Dataset records:
▼▼▼

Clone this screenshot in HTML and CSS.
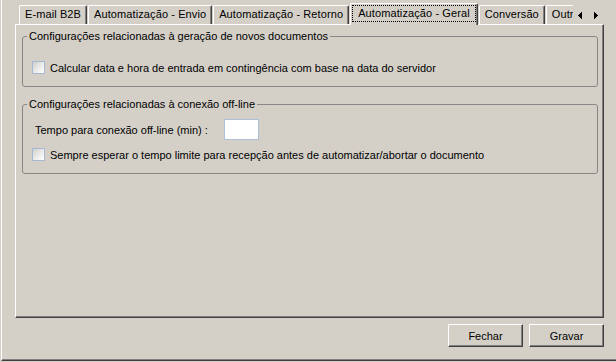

▲▲▲
▼▼▼

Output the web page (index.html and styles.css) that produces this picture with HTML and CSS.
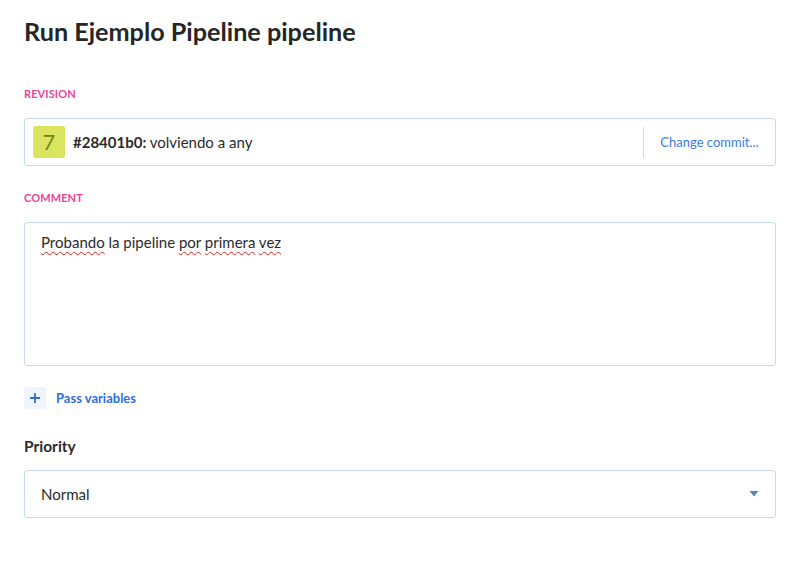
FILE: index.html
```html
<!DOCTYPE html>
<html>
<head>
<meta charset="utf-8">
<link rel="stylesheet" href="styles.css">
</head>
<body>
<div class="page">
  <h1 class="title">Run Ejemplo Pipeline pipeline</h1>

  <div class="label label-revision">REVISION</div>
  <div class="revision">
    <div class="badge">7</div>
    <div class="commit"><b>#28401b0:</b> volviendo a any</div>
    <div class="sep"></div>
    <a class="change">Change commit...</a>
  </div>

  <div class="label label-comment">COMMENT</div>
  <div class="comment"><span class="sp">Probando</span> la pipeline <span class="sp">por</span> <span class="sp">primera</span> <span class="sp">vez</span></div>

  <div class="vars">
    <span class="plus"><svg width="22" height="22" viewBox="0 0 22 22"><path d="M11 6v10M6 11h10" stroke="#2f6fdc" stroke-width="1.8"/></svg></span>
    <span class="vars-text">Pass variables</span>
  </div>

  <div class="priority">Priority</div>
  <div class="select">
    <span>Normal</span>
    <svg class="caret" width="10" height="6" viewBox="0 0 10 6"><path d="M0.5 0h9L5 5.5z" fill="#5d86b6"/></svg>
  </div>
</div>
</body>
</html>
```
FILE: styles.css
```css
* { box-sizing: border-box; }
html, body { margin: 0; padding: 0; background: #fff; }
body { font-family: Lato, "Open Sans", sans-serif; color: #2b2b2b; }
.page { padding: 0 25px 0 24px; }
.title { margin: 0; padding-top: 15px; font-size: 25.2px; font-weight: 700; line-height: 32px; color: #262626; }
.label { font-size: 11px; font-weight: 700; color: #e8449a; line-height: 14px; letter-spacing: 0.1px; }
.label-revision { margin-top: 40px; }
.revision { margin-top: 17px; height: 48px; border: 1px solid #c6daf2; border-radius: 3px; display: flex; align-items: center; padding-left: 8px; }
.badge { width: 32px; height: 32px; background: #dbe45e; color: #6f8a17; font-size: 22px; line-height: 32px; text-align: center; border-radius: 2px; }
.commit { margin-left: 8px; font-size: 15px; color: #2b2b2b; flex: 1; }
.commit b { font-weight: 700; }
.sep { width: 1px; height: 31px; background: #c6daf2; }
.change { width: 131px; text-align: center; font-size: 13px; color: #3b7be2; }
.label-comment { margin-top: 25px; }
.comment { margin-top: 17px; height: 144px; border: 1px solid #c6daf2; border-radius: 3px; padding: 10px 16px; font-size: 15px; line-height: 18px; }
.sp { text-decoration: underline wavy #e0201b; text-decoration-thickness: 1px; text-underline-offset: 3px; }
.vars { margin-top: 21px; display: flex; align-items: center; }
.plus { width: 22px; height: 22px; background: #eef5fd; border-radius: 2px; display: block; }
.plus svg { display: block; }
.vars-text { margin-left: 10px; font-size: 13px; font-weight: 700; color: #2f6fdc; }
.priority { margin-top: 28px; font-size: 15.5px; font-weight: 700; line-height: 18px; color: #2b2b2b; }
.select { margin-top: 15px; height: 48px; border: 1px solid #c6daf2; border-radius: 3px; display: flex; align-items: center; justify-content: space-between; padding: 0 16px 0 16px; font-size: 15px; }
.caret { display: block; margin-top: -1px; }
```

▲▲▲
▼▼▼

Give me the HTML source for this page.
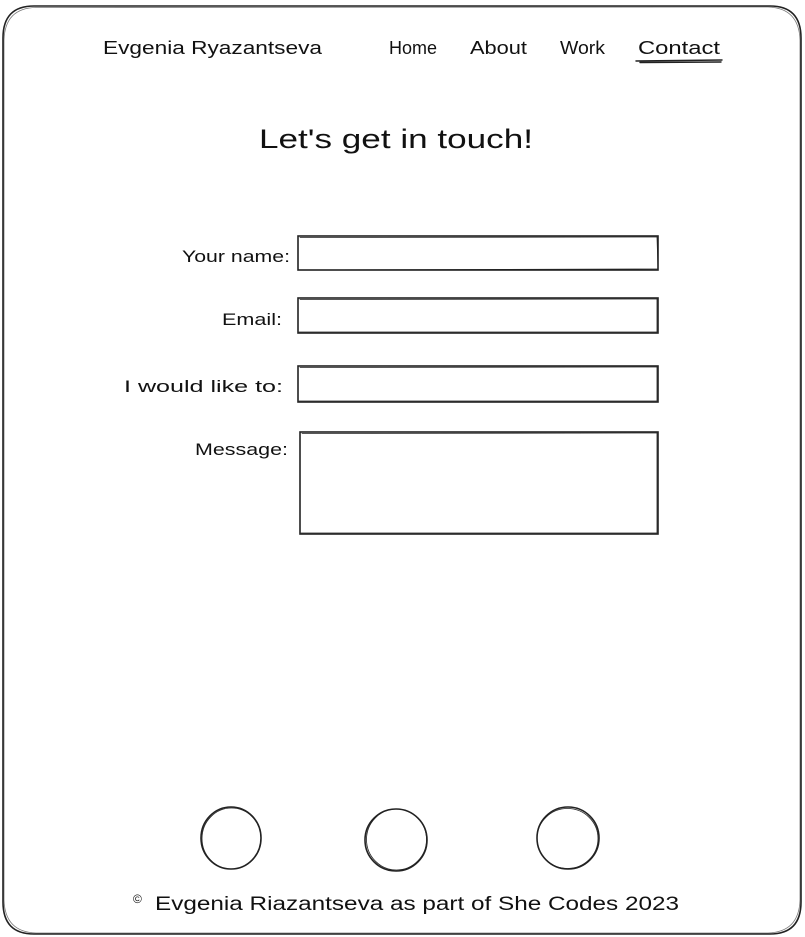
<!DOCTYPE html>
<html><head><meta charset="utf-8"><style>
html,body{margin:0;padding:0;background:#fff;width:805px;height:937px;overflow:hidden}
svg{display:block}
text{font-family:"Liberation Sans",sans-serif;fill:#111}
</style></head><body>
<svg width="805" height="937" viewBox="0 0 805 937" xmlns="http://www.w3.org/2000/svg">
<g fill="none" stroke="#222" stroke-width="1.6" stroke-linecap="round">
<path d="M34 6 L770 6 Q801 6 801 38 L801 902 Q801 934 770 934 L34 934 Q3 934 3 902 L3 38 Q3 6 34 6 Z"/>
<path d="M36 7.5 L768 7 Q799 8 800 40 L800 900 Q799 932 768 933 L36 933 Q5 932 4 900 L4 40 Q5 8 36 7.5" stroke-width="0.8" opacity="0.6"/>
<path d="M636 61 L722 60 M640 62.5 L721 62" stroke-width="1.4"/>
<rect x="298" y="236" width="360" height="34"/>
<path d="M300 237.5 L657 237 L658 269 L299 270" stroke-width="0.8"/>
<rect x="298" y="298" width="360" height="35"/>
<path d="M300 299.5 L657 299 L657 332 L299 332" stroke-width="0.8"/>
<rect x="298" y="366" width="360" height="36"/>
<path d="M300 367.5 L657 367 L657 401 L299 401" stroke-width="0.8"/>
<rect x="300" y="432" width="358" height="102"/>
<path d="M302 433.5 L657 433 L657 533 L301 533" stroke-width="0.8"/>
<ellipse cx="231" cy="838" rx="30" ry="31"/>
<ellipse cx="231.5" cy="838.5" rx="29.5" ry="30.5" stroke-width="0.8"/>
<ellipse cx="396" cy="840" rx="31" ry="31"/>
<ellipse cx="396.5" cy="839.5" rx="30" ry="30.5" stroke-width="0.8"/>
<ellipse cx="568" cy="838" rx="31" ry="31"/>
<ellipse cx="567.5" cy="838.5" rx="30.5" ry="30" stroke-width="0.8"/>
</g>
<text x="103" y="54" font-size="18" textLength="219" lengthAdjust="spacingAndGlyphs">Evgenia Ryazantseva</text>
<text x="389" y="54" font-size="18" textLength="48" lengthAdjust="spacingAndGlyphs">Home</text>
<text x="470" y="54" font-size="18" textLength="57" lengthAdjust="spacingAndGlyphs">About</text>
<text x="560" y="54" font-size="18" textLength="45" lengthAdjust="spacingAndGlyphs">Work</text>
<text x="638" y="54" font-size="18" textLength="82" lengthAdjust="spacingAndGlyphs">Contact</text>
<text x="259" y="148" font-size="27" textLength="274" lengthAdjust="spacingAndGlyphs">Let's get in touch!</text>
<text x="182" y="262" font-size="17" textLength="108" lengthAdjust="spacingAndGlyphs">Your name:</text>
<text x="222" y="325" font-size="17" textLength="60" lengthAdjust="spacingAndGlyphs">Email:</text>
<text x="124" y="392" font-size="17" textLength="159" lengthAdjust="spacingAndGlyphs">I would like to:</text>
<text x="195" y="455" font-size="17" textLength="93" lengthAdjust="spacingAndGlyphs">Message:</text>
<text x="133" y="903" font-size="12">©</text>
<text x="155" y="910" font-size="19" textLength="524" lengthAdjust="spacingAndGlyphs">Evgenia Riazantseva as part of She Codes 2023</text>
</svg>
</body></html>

▲▲▲

Problem details: Looking at the records above, work out how many lines include the string "this". Give the number and nothing else.

Correct answer: 3